In my journey, I’ve gotten a grasp of what the in-between looks like. I’m most definitely still working on it as I’ll explain further at the end of this post, but hopefully the methods I’ve found so far will help you in your journey as well.
Write down what you have to do for the day and focus on doing just that then schedule everything else
It’s easy for us to get distracted especially in this day and age but, as defined by Mihaly Csikszentmihalyi above, being in the flow is “when you are really involved in this completely engaging process of creating something new” where you are truly focused on just one thing or on one theme of things that you forget that you even exist.
That means you shouldn’t jump from one tab or app or chat room or task to another for you to be able to emanate this state of mind. Make a list of five to six items only. See if you can get the items in that list done within the day. Most likely you won’t get them all done, and that’s okay because that’s the point. Doing this first step will tell you how many kinds of tasks you can do and finish in a certain period of time (also called your velocity). The more you practice, the better you will become at knowing which tasks you can get done and focus on for the day.
This video from David Brown talks about his methods of sorting and organizing his tasks in Asana, a project management tool. It’s techniques like these that you can implement when practicing this exercise.
Setup your environment for good self-motivation
Some of us work in team environments where it’s important for us to stay connected with others. In this situation, it is even more imperative that you are aware to not be a reactor. Meaning, you shouldn’t be the kind of person who simply reacts to the elements around them and who eventually feels like they are no longer in control of their own time.
Some “tells” that show that you are being reactive is when you let meetings take over your day or when you let responding to emails be your only task where afterwards you’ll feel unhappy and unaccomplished despite the long day.
Make it a point to set a time for yourself where you can get some peace and allow yourself to go through your five or six things in the list and get them done. For David Brown, it’s thirty minutes in the beginning, middle, and end of the day. For me, it’s the morning in between ten to eleven, and again in the afternoon from one to three. Define that for yourself, stick to it, and most importantly, communicate it to your team so that it’s a collective effort.
When you do get that peace and quiet, it helps to have a good work space where it’s clean, well-lit, and has good seating. On emergencies and on days where I can’t pick where I am working, a warm drink (coffee or milk) and a lo-fi playlist usually gives me a good push to get me to start working and then eventually absorbed in the activity of getting the tasks of the day done.
Always take care of yourself first
You’re already pushing to form a new habit, don’t make it more difficult for yourself. Make sure your foundations are set and that you aren’t sleepy or hungry. If you are, get your basics covered first and make sure you’re in a state where you’re ready to take on work and deliver quality, not just to slog through it.

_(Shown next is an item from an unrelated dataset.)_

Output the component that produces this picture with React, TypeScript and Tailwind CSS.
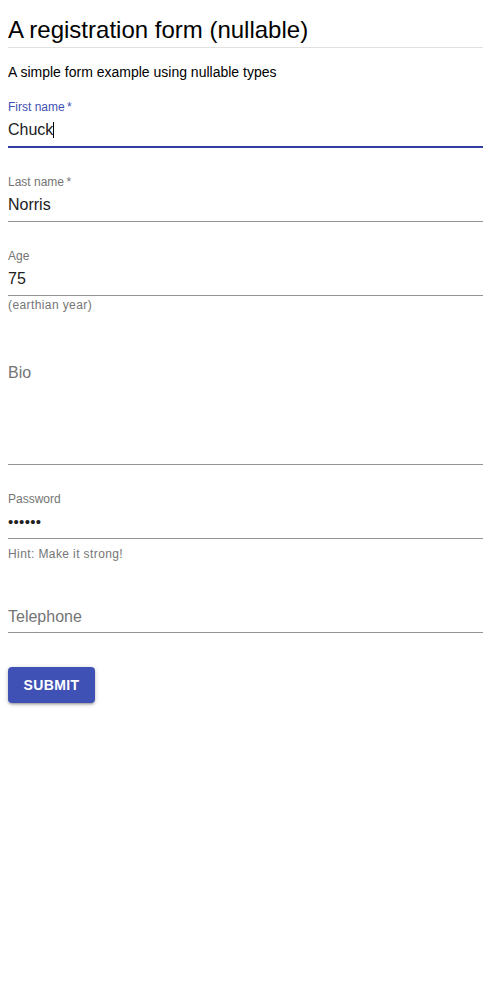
import React from "react";

type FieldProps = {
  label: string;
  value?: string;
  required?: boolean;
  focused?: boolean;
  helper?: string;
  helperClass?: string;
  className?: string;
  password?: boolean;
};

function Field({ label, value, required, focused, helper, helperClass, className, password }: FieldProps) {
  const shrink = value !== undefined;
  return (
    <div className={className}>
      <div className="relative">
        {shrink ? (
          <div className={`h-4 text-[12px] leading-[19px] ${focused ? "text-[#3f51b5]" : "text-[#757575]"}`}>
            {label}
            {required ? "\u2009*" : ""}
          </div>
        ) : (
          <div className="h-4" />
        )}
        <div
          className={`pt-[6px] pb-[7px] text-[16px] leading-[19px] text-[#212121] ${
            focused ? "border-b-2 border-[#303f9f]" : "border-b border-[#949494]"
          }`}
        >
          {shrink ? (
            password ? (
              <span className="text-[15px] tracking-[0.3px]">{value}</span>
            ) : (
              <span>
                {value}
                {focused ? <span className="inline-block w-px h-[16px] bg-black align-[-3px]" /> : null}
              </span>
            )
          ) : (
            <span className="invisible">&nbsp;</span>
          )}
        </div>
        {!shrink ? (
          <div className="absolute left-0 top-[25px] text-[16px] leading-[16px] text-[#757575]">{label}</div>
        ) : null}
      </div>
      {helper ? (
        <div className={`text-[12px] leading-[14px] tracking-[0.4px] text-[#757575] ${helperClass ?? ""}`}>{helper}</div>
      ) : null}
    </div>
  );
}

export default function App() {
  return (
    <div className="min-h-screen bg-white p-2 font-['Liberation_Sans',Arial,sans-serif]">
      <h1 className="mt-2 text-[24px] leading-[28px] text-black">A registration form (nullable)</h1>
      <div className="mt-[3px] h-px bg-[#e0e0e0]" />
      <p className="mt-[14px] text-[14px] leading-[20px] text-black">A simple form example using nullable types</p>
      <form className="mt-4 flex flex-col" onSubmit={(e) => e.preventDefault()}>
        <Field label="First name" value="Chuck" required focused />
        <Field className="mt-[25px]" label="Last name" value="Norris" required />
        <Field className="mt-[25px]" label="Age" value="75" helper="(earthian year)" helperClass="mt-[2px]" />
        <div className="mt-[28px] relative">
          <div className="h-4" />
          <div className="h-[109px] border-b border-[#949494]" />
          <div className="absolute left-0 top-[25px] text-[16px] leading-[16px] text-[#757575]">Bio</div>
        </div>
        <Field
          className="mt-[25px]"
          label="Password"
          value={"\u2022\u2022\u2022\u2022\u2022\u2022"}
          password
          helper="Hint: Make it strong!"
          helperClass="mt-[8px]"
        />
        <Field className="mt-[23px]" label="Telephone" />
        <div className="mt-[34px]">
          <button
            type="submit"
            className="h-9 w-[87px] rounded-[4px] bg-[#3f51b5] text-[14px] font-semibold uppercase tracking-[0.4px] text-white shadow-[0_1px_5px_0_rgba(0,0,0,0.2),0_2px_2px_0_rgba(0,0,0,0.14),0_3px_1px_-2px_rgba(0,0,0,0.12)]"
          >
            Submit
          </button>
        </div>
      </form>
    </div>
  );
}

There’s a saying that talks about “treat(ing) your body like a temple” and as cheesy as I think that sounds, there is truth to it. This is easier said than done, of course, so also take this slow. If you’re hungry, make sure you get access to a good hearty meal and if you’re sleepy, take a rest. Once these basics are covered, go to your work space that you have ideally pre-prepared, look at (or work on but not for more than 30 minutes) your day’s todo list, try to go through it, and see what happens by the end of the day.
Try to not judge or be too hard on yourself. Simply observe how you did, acknowledge both your success and lapses, and try again tomorrow.
In my quest for productivity, I am still working on pacing. I tend to rush things, driven by the mindset of reaching my goals but forgetting about my own happiness and well-being. I sometimes wonder if I really am in the state of flow or am I just in this “slog” that I keep referring to and if I’ve just been getting better at the slog but not really achieving happiness and flow. I know I’ll be the only person who can solve this problem but hopefully as I share my progress you’ll be able to work on you as well and find your own way of bringing out your own state of flow. Have you cracked the code? What are some of the practices that you’ve found work for you?